Earth's most abundant mineral finally gets a name

by Mary Caperton Morton
Tuesday, May 12, 2015

The most abundant mineral on Earth, bridgmanite, has been named after Percy W. Bridgman, recipient of the 1946 Nobel Prize in Physics. Credit: Public domain.

Bridgmanite, earth's most abundant mineral. Credit: Chi Ma.

An elusive, high-density form of magnesium iron silicate, long known colloquially as “silicate perovskite,” now officially bears the name “bridgmanite,” after the father of high-pressure experiments, Nobel laureate Percy W. Bridgman.

Although ubiquitous in the deep Earth — bridgmanite makes up as much as 38 percent of the mantle — it is unstable and does not occur naturally at the low pressures on Earth’s surface. Thus, although synthetic samples had been produced in the lab, no one had been able to perform tests on a natural sample, which is a requirement for receiving an official name from the International Mineralogical Association (IMA).

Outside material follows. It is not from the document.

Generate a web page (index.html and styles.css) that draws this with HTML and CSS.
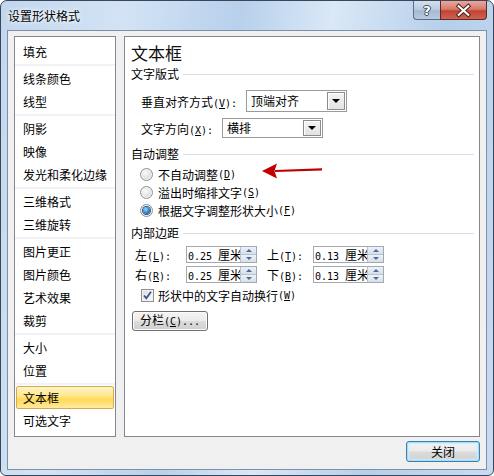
FILE: index.html
```html
<!DOCTYPE html>
<html lang="zh-CN">
<head>
<meta charset="utf-8">
<title>设置形状格式</title>
<link rel="stylesheet" href="styles.css">
</head>
<body>
<div class="window">
  <div class="titlebar">
    <span class="title">设置形状格式</span>
    <div class="caps">
      <div class="cap help"><span>?</span></div>
      <div class="cap close">
        <svg width="47" height="19" viewBox="0 0 47 19"><path d="M18.5 5 L28.5 14 M28.5 5 L18.5 14" stroke="#4a2420" stroke-width="4.2" stroke-linecap="square"/><path d="M18.5 5 L28.5 14 M28.5 5 L18.5 14" stroke="#fff" stroke-width="2.2" stroke-linecap="square"/></svg>
      </div>
    </div>
  </div>
  <div class="client">
    <div class="main">
      <div class="nav">
        <div class="item">填充</div>
        <div class="sep"></div>
        <div class="item">线条颜色</div>
        <div class="item">线型</div>
        <div class="sep"></div>
        <div class="item">阴影</div>
        <div class="item">映像</div>
        <div class="item">发光和柔化边缘</div>
        <div class="sep"></div>
        <div class="item">三维格式</div>
        <div class="item">三维旋转</div>
        <div class="sep"></div>
        <div class="item">图片更正</div>
        <div class="item">图片颜色</div>
        <div class="item">艺术效果</div>
        <div class="item">裁剪</div>
        <div class="sep"></div>
        <div class="item">大小</div>
        <div class="item">位置</div>
        <div class="sep"></div>
        <div class="item selected">文本框</div>
        <div class="item">可选文字</div>
      </div>
      <div class="panel">
        <div class="heading">文本框</div>
        <div class="section">文字版式</div>
        <div class="row row-valign">
          <span class="lbl lbl-valign">垂直对齐方式<span class="a">(<u>V</u>):</span></span>
          <div class="combo combo-tall"><span class="combo-text">顶端对齐</span><span class="combo-btn"><i></i></span></div>
        </div>
        <div class="row row-dir">
          <span class="lbl lbl-dir">文字方向<span class="a">(<u>X</u>):</span></span>
          <div class="combo"><span class="combo-text">横排</span><span class="combo-btn"><i></i></span></div>
        </div>
        <div class="section section-auto">自动调整</div>
        <div class="radios">
          <div class="radio-row"><span class="radio"></span>不自动调整<span class="a">(<u>D</u>)</span></div>
          <div class="radio-row"><span class="radio"></span>溢出时缩排文字<span class="a">(<u>S</u>)</span></div>
          <div class="radio-row"><span class="radio checked"></span>根据文字调整形状大小<span class="a">(<u>F</u>)</span></div>
        </div>
        <div class="section section-margin">内部边距</div>
        <div class="spin-row spin-row-first">
          <span class="slbl slbl-l">左<span class="a">(<u>L</u>):</span></span>
          <div class="spin"><span class="spin-text"><span class="a num">0.25</span>厘米</span><span class="spin-btns"><span class="up"></span><span class="down"></span></span></div>
          <span class="slbl slbl-r">上<span class="a">(<u>T</u>):</span></span>
          <div class="spin"><span class="spin-text"><span class="a num">0.13</span>厘米</span><span class="spin-btns"><span class="up"></span><span class="down"></span></span></div>
        </div>
        <div class="spin-row">
          <span class="slbl slbl-l">右<span class="a">(<u>R</u>):</span></span>
          <div class="spin"><span class="spin-text"><span class="a num">0.25</span>厘米</span><span class="spin-btns"><span class="up"></span><span class="down"></span></span></div>
          <span class="slbl slbl-r">下<span class="a">(<u>B</u>):</span></span>
          <div class="spin"><span class="spin-text"><span class="a num">0.13</span>厘米</span><span class="spin-btns"><span class="up"></span><span class="down"></span></span></div>
        </div>
        <div class="check-row">
          <span class="check"><svg width="11" height="11" viewBox="0 0 11 11"><path d="M2 5.5 L4.3 8.2 L9 1.8" fill="none" stroke="#3b5693" stroke-width="1.8"/></svg></span>形状中的文字自动换行<span class="a">(<u>W</u>)</span>
        </div>
        <button class="btn btn-cols">分栏<span class="a">(<u>C</u>)...</span></button>
        <svg class="arrow" width="64" height="18" viewBox="0 0 64 18"><path d="M13 9 L60 7.3" stroke="#c00000" stroke-width="2.2"/><path d="M0 9 L15 1.5 L12.5 9 L15 16.5 Z" fill="#c00000"/></svg>
      </div>
    </div>
    <div class="footer">
      <button class="btn btn-default">关闭</button>
    </div>
  </div>
</div>
</body>
</html>
```

FILE: styles.css
```css
* { box-sizing: border-box; }

body {
  margin: 0;
  font-family: "Noto Sans CJK SC", "Microsoft YaHei", sans-serif;
  font-size: 12px;
  color: #000;
}

.window {
  width: 494px;
  height: 476px;
  border: 1px solid #3a4759;
  border-radius: 7px 7px 6px 6px;
  background: linear-gradient(100deg, #c2d7ee 0%, #d3e3f5 22%, #b7d0ec 42%, #dae8f7 58%, #b6cfeb 78%, #c8dbf1 100%);
  padding: 0 6px 5px;
  display: flex;
  flex-direction: column;
  overflow: hidden;
}

.titlebar {
  height: 29px;
  flex: none;
  display: flex;
  justify-content: space-between;
  align-items: flex-start;
}

.title {
  padding: 6px 0 0 1px;
  line-height: 18px;
  font-size: 12px;
  text-shadow: 0 0 6px #fff, 0 0 3px #fff;
}

.caps { display: flex; }

.cap {
  height: 19px;
  border: 1px solid #5b6c82;
  border-top: none;
  display: flex;
  align-items: center;
  justify-content: center;
}

.help {
  width: 27px;
  border-right: none;
  border-radius: 0 0 0 4px;
  background: linear-gradient(#d2dfee 0%, #bccde2 45%, #a5b9d2 55%, #b8cbe0 100%);
}

.help span {
  font-family: "DejaVu Sans", sans-serif;
  font-weight: bold;
  font-size: 13px;
  line-height: 17px;
  color: #fff;
  text-shadow: 1px 0 #3c4a5e, -1px 0 #3c4a5e, 0 1px #3c4a5e, 0 -1px #3c4a5e;
}

.close {
  width: 47px;
  border-color: #5a2a25;
  border-radius: 0 0 4px 0;
  background: linear-gradient(#e8a89d 0%, #d97a6c 45%, #c34332 55%, #d3614f 100%);
}

.close svg { display: block; }

.client {
  flex: 1;
  border: 1px solid #7d90a8;
  background: #f0f0f0;
  padding: 5px 6px 0;
  display: flex;
  flex-direction: column;
}

.main {
  height: 401px;
  flex: none;
  display: flex;
  gap: 8px;
}

.nav {
  width: 102px;
  flex: none;
  border: 1px solid #828790;
  background: #fff;
  padding-top: 3px;
}

.item {
  height: 23px;
  line-height: 23px;
  padding-left: 8px;
  white-space: nowrap;
}

.item.selected {
  margin: 0 1px;
  padding-left: 6px;
  line-height: 21px;
  border: 1px solid #d4aa4e;
  border-radius: 2px;
  background: linear-gradient(#fff3c6 0%, #ffe890 40%, #ffd959 60%, #ffeaa0 100%);
}

.sep {
  height: 4px;
  padding: 1px 0;
}

.sep::before {
  content: "";
  display: block;
  height: 2px;
  background: #f1f1f6;
}

.panel {
  flex: 1;
  position: relative;
  border: 1px solid #828790;
  background: #fff;
  padding: 6px 6px 0;
}

.heading {
  font-size: 17px;
  line-height: 20px;
  color: #111;
}

.section {
  margin-top: 3px;
  line-height: 16px;
  display: flex;
  align-items: center;
}

.section::after {
  content: "";
  flex: 1;
  height: 1px;
  background: #d5dfe6;
  margin-left: 4px;
  margin-right: -1px;
}

.section-auto { margin-top: 8px; }
.section-margin { margin-top: 6px; }

.a {
  font-family: "DejaVu Sans Mono", monospace;
  font-size: 10px;
}

.num { margin-right: 6px; }

.row {
  display: flex;
  align-items: center;
  padding-left: 10px;
}

.row-valign { margin-top: 8px; height: 22px; }
.row-dir { margin-top: 6px; height: 20px; }

.lbl { flex: none; white-space: nowrap; }
.lbl-valign { width: 105px; }
.lbl-dir { width: 81px; }

.combo {
  width: 101px;
  height: 20px;
  border: 1px solid #9a9a9a;
  background: #fff;
  display: flex;
  align-items: center;
  justify-content: space-between;
  padding: 0 1px 0 4px;
}

.combo-tall { height: 22px; }

.combo-text { line-height: 16px; }

.combo-btn {
  width: 18px;
  height: calc(100% - 2px);
  border: 1px solid #8c8c8c;
  background: linear-gradient(#f4f4f4, #e3e3e3);
  box-shadow: inset 1px 1px #fff;
  display: flex;
  align-items: center;
  justify-content: center;
}

.combo-btn i {
  width: 0;
  height: 0;
  border-left: 4px solid transparent;
  border-right: 4px solid transparent;
  border-top: 4px solid #000;
}

.radios {
  margin-top: 3px;
  padding-left: 9px;
}

.radio-row {
  height: 18px;
  display: flex;
  align-items: center;
  white-space: nowrap;
}

.radio {
  width: 13px;
  height: 13px;
  flex: none;
  border-radius: 50%;
  border: 1px solid #8e8f8f;
  background: radial-gradient(circle at 40% 35%, #fbfbfb 0%, #e6e6e6 45%, #cfcfcf 100%);
  box-shadow: inset 0 0 0 1px #f4f4f4;
  margin-right: 5px;
  display: flex;
  align-items: center;
  justify-content: center;
}

.radio.checked::before {
  content: "";
  width: 7px;
  height: 7px;
  border-radius: 50%;
  background: radial-gradient(circle at 40% 35%, #a6dcff 0%, #3a8fd6 45%, #11467f 100%);
  box-shadow: 0 0 0 1px #2a5a8a;
}

.spin-row {
  display: flex;
  align-items: center;
  height: 17px;
  margin-top: 3px;
  padding-left: 4px;
}

.spin-row-first { margin-top: 5px; }

.slbl { flex: none; white-space: nowrap; }
.slbl-l { width: 51px; }
.slbl-r { width: 46px; margin-left: 10px; }

.spin {
  width: 71px;
  height: 17px;
  flex: none;
  border: 1px solid #a3a9b1;
  background: #fff;
  display: flex;
}

.spin-text {
  flex: 1;
  overflow: hidden;
  white-space: nowrap;
  padding-left: 1px;
  line-height: 15px;
}

.spin-btns {
  width: 16px;
  flex: none;
  display: flex;
  flex-direction: column;
  border-left: 1px solid #b7c3d3;
}

.spin-btns span {
  flex: 1;
  background: linear-gradient(#eef2f7, #d6dfea);
  display: flex;
  align-items: center;
  justify-content: center;
}

.spin-btns .up { border-bottom: 1px solid #b7c3d3; }

.spin-btns .up::before {
  content: "";
  border-left: 3px solid transparent;
  border-right: 3px solid transparent;
  border-bottom: 3px solid #4d6a9c;
}

.spin-btns .down::before {
  content: "";
  border-left: 3px solid transparent;
  border-right: 3px solid transparent;
  border-top: 3px solid #4d6a9c;
}

.check-row {
  margin-top: 4px;
  height: 16px;
  padding-left: 10px;
  display: flex;
  align-items: center;
  white-space: nowrap;
}

.check {
  width: 13px;
  height: 13px;
  flex: none;
  border: 1px solid #8e8f8f;
  background: linear-gradient(135deg, #dcdcdc, #fbfbfb);
  box-shadow: inset 0 0 0 1px #f2f2f2;
  margin-right: 4px;
  display: flex;
  align-items: center;
  justify-content: center;
}

.check svg { display: block; }

.btn {
  font-family: "Noto Sans CJK SC", sans-serif;
  font-size: 12px;
  color: #000;
  border: 1px solid #707070;
  border-radius: 3px;
  background: linear-gradient(#f4f4f4 0%, #ebebeb 48%, #dcdcdc 52%, #cfcfcf 100%);
  box-shadow: inset 0 0 0 1px #fbfbfb;
  padding: 0;
  line-height: 16px;
}

.btn-cols {
  display: block;
  margin: 8px 0 0 1px;
  width: 76px;
  height: 20px;
}

.arrow {
  position: absolute;
  left: 137px;
  top: 125px;
}

.footer {
  display: flex;
  justify-content: flex-end;
  margin-top: 4px;
}

.btn-default {
  width: 74px;
  height: 21px;
  border-color: #3c7fb1;
  box-shadow: inset 0 0 0 1px #a6dcf5, inset 0 0 2px 2px #cdeefc;
}
```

Previous efforts had shown that the same mineral could be formed naturally in shocked meteorites, which experience high temperatures and pressures similar to those in Earth’s lower mantle. But attempts to study meteorites using transmission electron microscopy caused radiation damage to the samples, leading to inconclusive results.

Last November, however, Oliver Tschauner of the University of Nevada at Las Vegas and colleagues reported in Science on their successful recovery of minute samples of bridgmanite from inside a highly shocked L-chondrite meteorite that crashed in Australia in 1879. The team used a new approach involving nondestructive micro-focused X-rays to analyze the crystal structure and composition of the mineral, fulfilling the requirements of the IMA, which approved the new name in June 2014.

The natural specimen of bridgmanite differed substantially from synthetic samples, containing unexpectedly high amounts of ferric iron and sodium that give it a novel crystal structure, a finding that may improve our understanding of the deep mantle.